» Given request:
Copy out all lines of the records in which the word "that" appears.

(Pages as source code)
** Start **

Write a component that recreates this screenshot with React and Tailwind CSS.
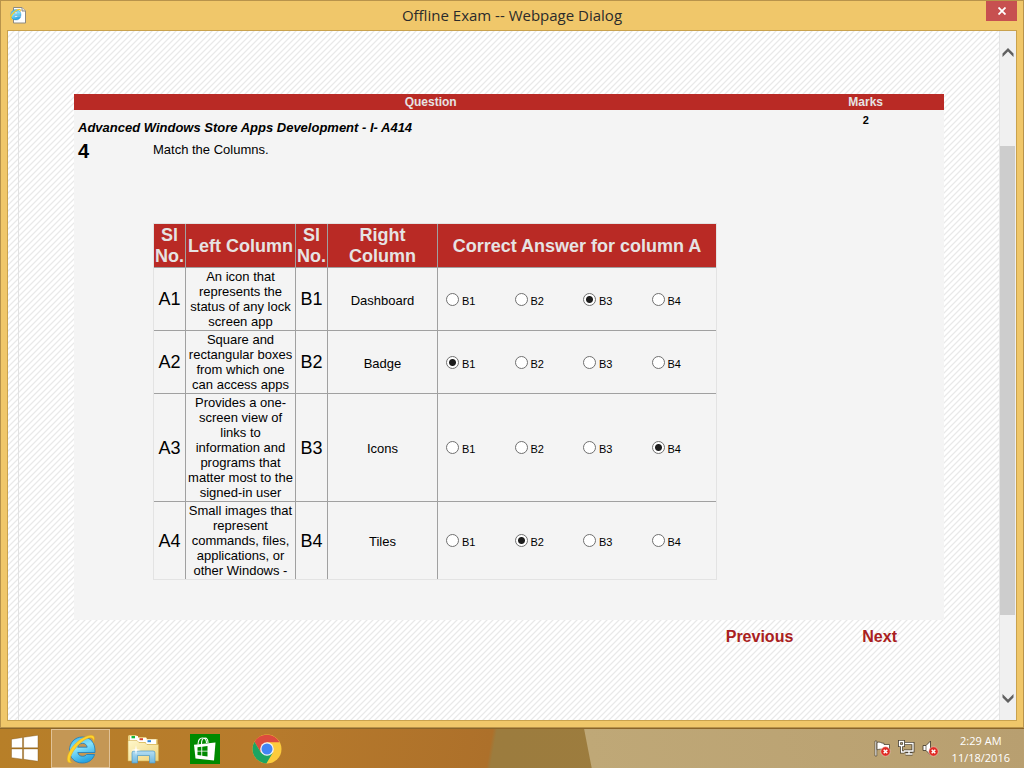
import { useState } from "react";

const rows = [
  { a: "A1", left: "An icon that represents the status of any lock screen app", b: "B1", right: "Dashboard", answer: "B3" },
  { a: "A2", left: "Square and rectangular boxes from which one can access apps", b: "B2", right: "Badge", answer: "B1" },
  { a: "A3", left: "Provides a one-screen view of links to information and programs that matter most to the signed-in user", b: "B3", right: "Icons", answer: "B4" },
  { a: "A4", left: "Small images that represent commands, files, applications, or other Windows -", b: "B4", right: "Tiles", answer: "B2" },
];

const options = ["B1", "B2", "B3", "B4"];

function ExplorerMark({ id }) {
  return (
    <>
      <defs>
        <linearGradient id={id + "-blue"} x1="0" y1="0" x2="0.4" y2="1">
          <stop offset="0" stopColor="#3db4ea" />
          <stop offset="0.5" stopColor="#86e2fb" />
          <stop offset="1" stopColor="#2ba6e2" />
        </linearGradient>
      </defs>
      <path
        d="M30 19.500H12.800c.5 2.500 2.200 3.800 4.700 3.800 1.900 0 3.300-.7 4.100-1.800h8C28 26.700 23.500 30 17.300 30 9.800 30 4.500 24.800 4.500 17.300S9.800 4 17.300 4C25.500 4 30.500 9.700 30 19.500zM12.700 14.200h9.500c-.4-2.500-2.200-3.900-4.700-3.900-2.600 0-4.300 1.500-4.800 3.900z"
        fill={"url(#" + id + "-blue)"}
        stroke="#1a7bbb"
        strokeWidth="0.800"
      />
      <path
        d="M28.500 9.500C30.500 4.500 29.300 1.700 25 2.300 17 3.500 6.800 12 3.300 21 1 27 2.200 31 7.500 29.500 4.800 28.900 4.500 26.300 6.300 22 9.500 14.500 18 6.300 24 4.900c3.300-.7 4.700 1.100 4.500 4.600z"
        fill="#ffd42a"
        stroke="#e0a31a"
        strokeWidth="0.500"
      />
    </>
  );
}

function PageIcon() {
  return (
    <svg width="16" height="17" viewBox="0 0 16 17" aria-hidden="true">
      <path d="M3.500 .5h8.500l3.500 3.500v12h-12z" fill="#fff" stroke="#8d8a80" />
      <path d="M12 .5V4h3.500" fill="#e6e6e6" stroke="#8d8a80" />
      <g transform="translate(-1 1) scale(0.400)">
        <ExplorerMark id="page" />
      </g>
    </svg>
  );
}

function Chevron({ down }) {
  return (
    <svg width="12" height="10" viewBox="0 0 12 10" aria-hidden="true">
      <path d={down ? "M.5 0v3.500L6 9l5.500-5.500V0L6 5.500z" : "M.5 10V6.500L6 1l5.500 5.500V10L6 4.500z"} fill="#606060" />
    </svg>
  );
}

function StartIcon() {
  return (
    <svg width="28" height="27" viewBox="0 0 28 27" aria-hidden="true">
      <path d="M.5 4.200 11.500 2.500v10.300H.5zM12.600 2.300 27 .2v12.600H12.600zM.5 13.900h11v10.300L.5 22.700zM12.600 13.900H27v12.400l-14.400-2z" fill="#fff" stroke="#7c5416" strokeWidth="0.400" />
    </svg>
  );
}

function FolderIcon() {
  return (
    <svg width="32" height="30" viewBox="0 0 32 30" aria-hidden="true">
      <defs>
        <linearGradient id="folder" x1="0" y1="0" x2="1" y2="1">
          <stop offset="0" stopColor="#fff8cc" />
          <stop offset="1" stopColor="#efd47c" />
        </linearGradient>
        <linearGradient id="stand" x1="0" y1="0" x2="0" y2="1">
          <stop offset="0" stopColor="#b5def3" />
          <stop offset="1" stopColor="#6db6de" />
        </linearGradient>
      </defs>
      <path d="M1 26V2.500Q1 1 2.500 1H9l2 2h8l1 2h10.500v21z" fill="#e9cf7c" />
      <path d="M3 2h8v5H3z" fill="#fff" />
      <path d="M4.500 2h3.500v2.300H4.500z" fill="#12b83a" />
      <path d="M10.500 4h9v4h-9z" fill="#fff" />
      <path d="M12.500 4.200H16v2h-3.500z" fill="#d9482b" />
      <path d="M19 5.500h10V10H19z" fill="#fff" />
      <path d="M20.500 6.200H24v2h-3.500z" fill="#2f86d8" />
      <path d="M1 6.500h9l2 2h6l2 2h11.500V27H1z" fill="url(#folder)" stroke="#d2ac4b" strokeWidth="0.600" />
      <path d="M5 29V19q0-2 2-2h19q2 0 2 2v10h-5.500v-7.500h-12V29z" fill="url(#stand)" stroke="#4a98c6" strokeWidth="0.700" />
      <path d="M9 11l.8 4.200L14 16l-4.200.8L9 21l-.8-4.200L4 16l4.200-.8z" fill="#fff" />
    </svg>
  );
}

function StoreIcon() {
  return (
    <svg width="30" height="30" viewBox="0 0 30 30" aria-hidden="true">
      <path d="M0 0h30v30H0z" fill="#008a00" />
      <path d="M8 10.500C8 6 9.800 4 12.200 4s4.300 2 4.300 5M11.500 10c0-4 1-6 3.500-6 2 0 3 2 3 5" fill="none" stroke="#fff" strokeWidth="1.100" />
      <path d="M4 10.800 25.500 8.500 24 26.500 5.500 24.500z" fill="#fff" />
      <path d="M7.500 13.300 11.300 12.800v4H7.500zM12.200 12.700 17.500 12v4.800h-5.300zM7.500 17.600h3.800v4L7.500 21zM12.200 17.600h5.300v4.900l-5.300-.7z" fill="#008a00" />
    </svg>
  );
}

function ChromeIcon() {
  return (
    <svg width="30" height="30" viewBox="0 0 30 30" aria-hidden="true">
      <circle cx="15" cy="15" r="14.500" fill="#fccb3c" />
      <path d="M2.440 7.750A14.500 14.500 0 0 1 27.560 8.200H15L8.900 18.500z" fill="#dd4b3e" />
      <path d="M2.440 7.750A14.500 14.500 0 0 0 14.400 29.500L20.900 18.400 15 15 8.900 18.500z" fill="#1da462" />
      <circle cx="15" cy="15" r="6.800" fill="#f4f4f4" />
      <circle cx="15" cy="15" r="5.500" fill="#4285f4" />
    </svg>
  );
}

function ErrorBadge() {
  return (
    <>
      <circle cx="11.500" cy="11.500" r="4.700" fill="#df2b24" stroke="#f6d8d0" strokeWidth="0.500" />
      <path d="M9.700 9.700l3.600 3.600M13.300 9.700l-3.600 3.600" stroke="#fff" strokeWidth="1.500" />
    </>
  );
}

function FlagIcon() {
  return (
    <svg width="17" height="17" viewBox="0 0 17 17" aria-hidden="true">
      <path d="M1 1h1.800v15H1z" fill="#fff" stroke="#4c4333" strokeWidth="0.700" />
      <path d="M3 2.500c3-1.500 4 1 7 .8v1.200h5.500v6.500c-3 .8-4-.5-6-1.200-2-.8-4-.8-6.500 0z" fill="#fff" stroke="#4c4333" strokeWidth="0.800" />
      <ErrorBadge />
    </svg>
  );
}

function NetworkIcon() {
  return (
    <svg width="17" height="17" viewBox="0 0 17 17" aria-hidden="true">
      <path d="M7 3.500h8v7.500H6M11 11v3M7.500 14h7M3.500 6v6h3" fill="none" stroke="#4c4333" strokeWidth="3" />
      <path d="M1.500 1.500h4v4h-4z" fill="none" stroke="#4c4333" strokeWidth="3" />
      <path d="M7 3.500h8v7.500H6M11 11v3M7.500 14h7M3.500 6v6h3M1.500 1.500h4v4h-4z" fill="none" stroke="#fff" strokeWidth="1.300" />
    </svg>
  );
}

function SpeakerIcon() {
  return (
    <svg width="17" height="17" viewBox="0 0 17 17" aria-hidden="true">
      <path d="M1 5.500h3L8.500 1v14L4 10.500H1z" fill="#fff" stroke="#4c4333" strokeWidth="0.900" />
      <path d="M4 5.500v5" stroke="#4c4333" strokeWidth="0.700" />
      <ErrorBadge />
    </svg>
  );
}

function MatchTable() {
  const [answers, setAnswers] = useState(rows.map((row) => row.answer));
  const choose = (index, value) => setAnswers(answers.map((old, i) => (i === index ? value : old)));

  return (
    <table className="w-[564px] table-fixed border-separate border-spacing-0 border border-[#e3e3e3] text-center">
      <colgroup>
        <col className="w-8" />
        <col className="w-[110px]" />
        <col className="w-8" />
        <col className="w-[110px]" />
        <col />
      </colgroup>
      <thead className="bg-[#b92a25] text-lg leading-[21px] text-[#e6e3e3]">
        <tr className="*:border-r *:border-b *:border-[#a0a0a0] *:p-0 *:pt-px *:font-bold *:last:border-r-0">
          <th scope="col">Sl No.</th>
          <th scope="col">Left Column</th>
          <th scope="col">Sl No.</th>
          <th scope="col">Right Column</th>
          <th scope="col">Correct Answer for column A</th>
        </tr>
      </thead>
      <tbody className="text-[13px] leading-[15px] [&>tr:last-child>td]:border-b-0">
        {rows.map((row, index) => (
          <tr key={row.a} className="*:border-r *:border-b *:border-[#a0a0a0] *:p-px *:last:border-r-0">
            <td className="text-lg leading-5">{row.a}</td>
            <td>{row.left}</td>
            <td className="text-lg leading-5">{row.b}</td>
            <td>
              <div className="pt-0.5">{row.right}</div>
            </td>
            <td>
              <div role="radiogroup" aria-label={row.a} className="-mr-px grid grid-cols-4 pl-[3px]">
                {options.map((option) => (
                  <label key={option} className="flex items-center gap-[3px] pl-1 text-[11px]">
                    <input
                      type="radio"
                      name={row.a}
                      value={option}
                      checked={answers[index] === option}
                      onChange={() => choose(index, option)}
                      className="size-[13px] appearance-none rounded-full border border-[#707070] bg-white checked:bg-[radial-gradient(circle,#1d1d1d_3px,#ffffff_4px)]"
                    />
                    <span className="pt-1">{option}</span>
                  </label>
                ))}
              </div>
            </td>
          </tr>
        ))}
      </tbody>
    </table>
  );
}

function ExamPage() {
  return (
    <main className="flex-1 border-l border-[#e2e2e2] px-[55px] pt-[63px] font-['Liberation_Sans',Arial,sans-serif] text-black">
      <section className="bg-[#f4f4f4] pb-10">
        <div className="grid grid-cols-[82fr_18fr] bg-[#b92a25] text-center text-xs leading-4 font-bold text-[#e6e3e3]">
          <div>Question</div>
          <div>Marks</div>
        </div>
        <div className="grid grid-cols-[82fr_18fr]">
          <h1 className="pt-2 pl-1 text-[13px] leading-5 font-bold italic">Advanced Windows Store Apps Development - I- A414</h1>
          <div className="pt-0.5 text-center text-[11px] leading-4 font-bold">2</div>
        </div>
        <div className="flex pl-1">
          <div className="w-[75px] text-xl leading-[26px] font-bold">4</div>
          <div>
            <p className="mb-[61px] text-[13px] leading-6">Match the Columns.</p>
            <MatchTable />
          </div>
        </div>
      </section>
      <nav className="flex justify-end gap-[69px] pt-[5px] pr-[47px] text-base leading-6 font-bold text-[#a92020]">
        <button type="button">Previous</button>
        <button type="button">Next</button>
      </nav>
    </main>
  );
}

function ScrollBar() {
  return (
    <div className="flex w-[17px] flex-col border-l border-[#e4e4e4] bg-[#f0f0f0]">
      <button type="button" aria-label="Scroll up" className="flex h-[42px] items-center justify-center">
        <Chevron />
      </button>
      <div className="flex flex-1 flex-col">
        <div className="grow-[73]" />
        <div className="mr-px grow-[469] bg-[#cdcdcd]" />
        <div className="grow-[63]" />
      </div>
      <button type="button" aria-label="Scroll down" className="flex h-[42px] items-center justify-center">
        <Chevron down />
      </button>
    </div>
  );
}

function Taskbar() {
  return (
    <footer className="flex h-10 items-center justify-between border-t border-[#8a6429] bg-[linear-gradient(79deg,transparent_calc(50%_+_74px),#bfa877_calc(50%_+_75px),#b89f70_100%),linear-gradient(100deg,#b77f28_0%,#b77b2c_25%,#ad702a_calc(50%_-_22px),#9c7c3e_calc(50%_-_18px),#9f7d3d_100%)] font-['Open_Sans','Noto_Sans',sans-serif]">
      <div className="flex h-full items-center">
        <button type="button" aria-label="Start" className="flex w-[51px] justify-center pr-px">
          <StartIcon />
        </button>
        <button type="button" aria-label="Internet Explorer" className="flex h-full w-[59px] items-center justify-center border border-[#e0c298] bg-[#c49755]">
          <svg width="32" height="32" viewBox="0 0 32 32" aria-hidden="true">
            <ExplorerMark id="task" />
          </svg>
        </button>
        <button type="button" aria-label="File Explorer" className="flex w-[65px] justify-center">
          <FolderIcon />
        </button>
        <button type="button" aria-label="Store" className="flex w-[60px] justify-center">
          <StoreIcon />
        </button>
        <button type="button" aria-label="Chrome" className="flex w-[64px] justify-center">
          <ChromeIcon />
        </button>
      </div>
      <div className="flex items-center gap-[7px] pr-3.5">
        <FlagIcon />
        <NetworkIcon />
        <SpeakerIcon />
        <div className="pl-1.5 text-center text-[11px] leading-[17px] text-white">
          <div>2:29 AM</div>
          <div>11/18/2016</div>
        </div>
      </div>
    </footer>
  );
}

export default function App() {
  return (
    <div className="flex min-h-screen flex-col">
      <div className="flex flex-1 flex-col border border-[#b8934b] bg-[#f0c76a] px-1.5 pb-1.5">
        <header className="grid h-[29px] grid-cols-[48px_1fr_48px]">
          <div className="flex items-center pl-[3px]">
            <PageIcon />
          </div>
          <div className="text-center font-['Open_Sans','Noto_Sans',sans-serif] text-[15px] leading-[29px] text-[#2b2b2b]">Offline Exam -- Webpage Dialog</div>
          <button type="button" aria-label="Close" className="flex h-5 w-[31px] items-center justify-center justify-self-end bg-[#c75050]">
            <svg width="8" height="8" viewBox="0 0 8 8" aria-hidden="true">
              <path d="M.5 .5l7 7M7.500 .5l-7 7" stroke="#fff" strokeWidth="1.800" />
            </svg>
          </button>
        </header>
        <div className="flex flex-1 border border-[#c9a24e] bg-white">
          <div className="flex flex-1 bg-[linear-gradient(135deg,#e9e9e9_0%,#ffffff_14%,#ffffff_36%,#e9e9e9_50%,#ffffff_64%,#ffffff_86%,#e9e9e9_100%)] bg-size-[6px_6px] pl-2.5">
            <ExamPage />
          </div>
          <ScrollBar />
        </div>
      </div>
      <Taskbar />
    </div>
  );
}
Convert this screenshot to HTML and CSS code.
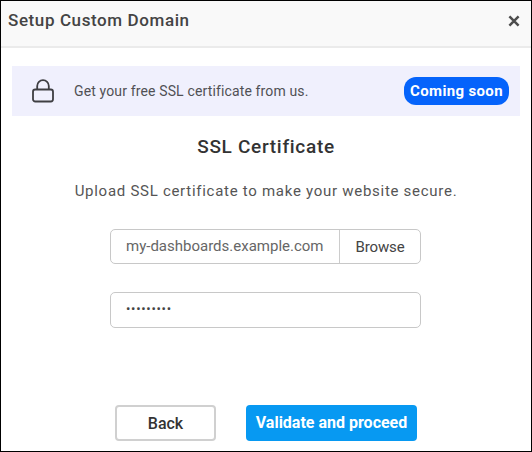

** End **

» Answer in full:
Write a component that recreates this screenshot with React and Tailwind CSS.
  { a: "A1", left: "An icon that represents the status of any lock screen app", b: "B1", right: "Dashboard", answer: "B3" },
  { a: "A3", left: "Provides a one-screen view of links to information and programs that matter most to the signed-in user", b: "B3", right: "Icons", answer: "B4" },
  { a: "A4", left: "Small images that represent commands, files, applications, or other Windows -", b: "B4", right: "Tiles", answer: "B2" },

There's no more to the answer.